_DATASET CONTENT_
- - -

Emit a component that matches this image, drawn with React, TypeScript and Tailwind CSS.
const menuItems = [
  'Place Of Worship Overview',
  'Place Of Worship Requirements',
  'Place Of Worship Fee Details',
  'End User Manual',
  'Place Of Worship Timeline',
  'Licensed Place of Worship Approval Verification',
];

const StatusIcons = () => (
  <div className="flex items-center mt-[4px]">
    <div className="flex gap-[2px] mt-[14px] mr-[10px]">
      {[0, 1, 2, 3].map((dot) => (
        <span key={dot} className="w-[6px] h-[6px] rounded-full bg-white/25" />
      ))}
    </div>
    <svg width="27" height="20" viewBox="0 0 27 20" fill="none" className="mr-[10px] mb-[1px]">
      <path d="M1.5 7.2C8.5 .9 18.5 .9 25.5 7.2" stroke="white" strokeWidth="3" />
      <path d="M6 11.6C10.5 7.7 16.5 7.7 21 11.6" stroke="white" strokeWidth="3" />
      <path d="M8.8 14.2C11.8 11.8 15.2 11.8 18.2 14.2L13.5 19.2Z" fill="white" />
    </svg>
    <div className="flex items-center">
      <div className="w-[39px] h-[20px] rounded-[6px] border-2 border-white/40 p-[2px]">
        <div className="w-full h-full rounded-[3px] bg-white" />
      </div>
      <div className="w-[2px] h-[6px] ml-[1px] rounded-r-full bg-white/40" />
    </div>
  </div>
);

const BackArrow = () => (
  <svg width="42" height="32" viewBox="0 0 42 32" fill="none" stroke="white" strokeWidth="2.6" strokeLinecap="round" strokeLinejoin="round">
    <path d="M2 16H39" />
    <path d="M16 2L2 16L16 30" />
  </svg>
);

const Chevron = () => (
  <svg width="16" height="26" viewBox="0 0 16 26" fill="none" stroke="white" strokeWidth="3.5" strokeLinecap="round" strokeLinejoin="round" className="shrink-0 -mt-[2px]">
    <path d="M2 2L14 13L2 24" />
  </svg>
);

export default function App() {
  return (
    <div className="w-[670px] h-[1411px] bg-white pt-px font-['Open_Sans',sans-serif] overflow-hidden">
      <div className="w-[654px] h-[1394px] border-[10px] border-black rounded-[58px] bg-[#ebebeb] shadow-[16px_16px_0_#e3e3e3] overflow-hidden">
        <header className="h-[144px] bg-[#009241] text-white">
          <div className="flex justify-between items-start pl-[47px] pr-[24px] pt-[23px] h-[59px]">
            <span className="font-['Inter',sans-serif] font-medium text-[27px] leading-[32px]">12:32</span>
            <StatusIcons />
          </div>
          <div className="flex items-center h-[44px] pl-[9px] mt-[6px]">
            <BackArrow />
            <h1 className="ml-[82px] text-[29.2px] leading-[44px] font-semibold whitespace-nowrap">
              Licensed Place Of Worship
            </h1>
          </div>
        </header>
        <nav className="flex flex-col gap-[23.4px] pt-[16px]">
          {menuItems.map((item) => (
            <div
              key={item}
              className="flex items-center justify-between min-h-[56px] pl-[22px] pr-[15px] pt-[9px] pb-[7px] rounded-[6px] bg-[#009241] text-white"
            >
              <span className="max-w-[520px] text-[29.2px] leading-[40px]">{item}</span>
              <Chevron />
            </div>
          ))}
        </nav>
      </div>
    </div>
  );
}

- - -

_SET TASK_
Reproduce the listing above word for word.

_EXERCISE ANSWER_
Emit a component that matches this image, drawn with React, TypeScript and Tailwind CSS.
const menuItems = [
  'Place Of Worship Overview',
  'Place Of Worship Requirements',
  'Place Of Worship Fee Details',
  'End User Manual',
  'Place Of Worship Timeline',
  'Licensed Place of Worship Approval Verification',
];

const StatusIcons = () => (
  <div className="flex items-center mt-[4px]">
    <div className="flex gap-[2px] mt-[14px] mr-[10px]">
      {[0, 1, 2, 3].map((dot) => (
        <span key={dot} className="w-[6px] h-[6px] rounded-full bg-white/25" />
      ))}
    </div>
    <svg width="27" height="20" viewBox="0 0 27 20" fill="none" className="mr-[10px] mb-[1px]">
      <path d="M1.5 7.2C8.5 .9 18.5 .9 25.5 7.2" stroke="white" strokeWidth="3" />
      <path d="M6 11.6C10.5 7.7 16.5 7.7 21 11.6" stroke="white" strokeWidth="3" />
      <path d="M8.8 14.2C11.8 11.8 15.2 11.8 18.2 14.2L13.5 19.2Z" fill="white" />
    </svg>
    <div className="flex items-center">
      <div className="w-[39px] h-[20px] rounded-[6px] border-2 border-white/40 p-[2px]">
        <div className="w-full h-full rounded-[3px] bg-white" />
      </div>
      <div className="w-[2px] h-[6px] ml-[1px] rounded-r-full bg-white/40" />
    </div>
  </div>
);

const BackArrow = () => (
  <svg width="42" height="32" viewBox="0 0 42 32" fill="none" stroke="white" strokeWidth="2.6" strokeLinecap="round" strokeLinejoin="round">
    <path d="M2 16H39" />
    <path d="M16 2L2 16L16 30" />
  </svg>
);

const Chevron = () => (
  <svg width="16" height="26" viewBox="0 0 16 26" fill="none" stroke="white" strokeWidth="3.5" strokeLinecap="round" strokeLinejoin="round" className="shrink-0 -mt-[2px]">
    <path d="M2 2L14 13L2 24" />
  </svg>
);

export default function App() {
  return (
    <div className="w-[670px] h-[1411px] bg-white pt-px font-['Open_Sans',sans-serif] overflow-hidden">
      <div className="w-[654px] h-[1394px] border-[10px] border-black rounded-[58px] bg-[#ebebeb] shadow-[16px_16px_0_#e3e3e3] overflow-hidden">
        <header className="h-[144px] bg-[#009241] text-white">
          <div className="flex justify-between items-start pl-[47px] pr-[24px] pt-[23px] h-[59px]">
            <span className="font-['Inter',sans-serif] font-medium text-[27px] leading-[32px]">12:32</span>
            <StatusIcons />
          </div>
          <div className="flex items-center h-[44px] pl-[9px] mt-[6px]">
            <BackArrow />
            <h1 className="ml-[82px] text-[29.2px] leading-[44px] font-semibold whitespace-nowrap">
              Licensed Place Of Worship
            </h1>
          </div>
        </header>
        <nav className="flex flex-col gap-[23.4px] pt-[16px]">
          {menuItems.map((item) => (
            <div
              key={item}
              className="flex items-center justify-between min-h-[56px] pl-[22px] pr-[15px] pt-[9px] pb-[7px] rounded-[6px] bg-[#009241] text-white"
            >
              <span className="max-w-[520px] text-[29.2px] leading-[40px]">{item}</span>
              <Chevron />
            </div>
          ))}
        </nav>
      </div>
    </div>
  );
}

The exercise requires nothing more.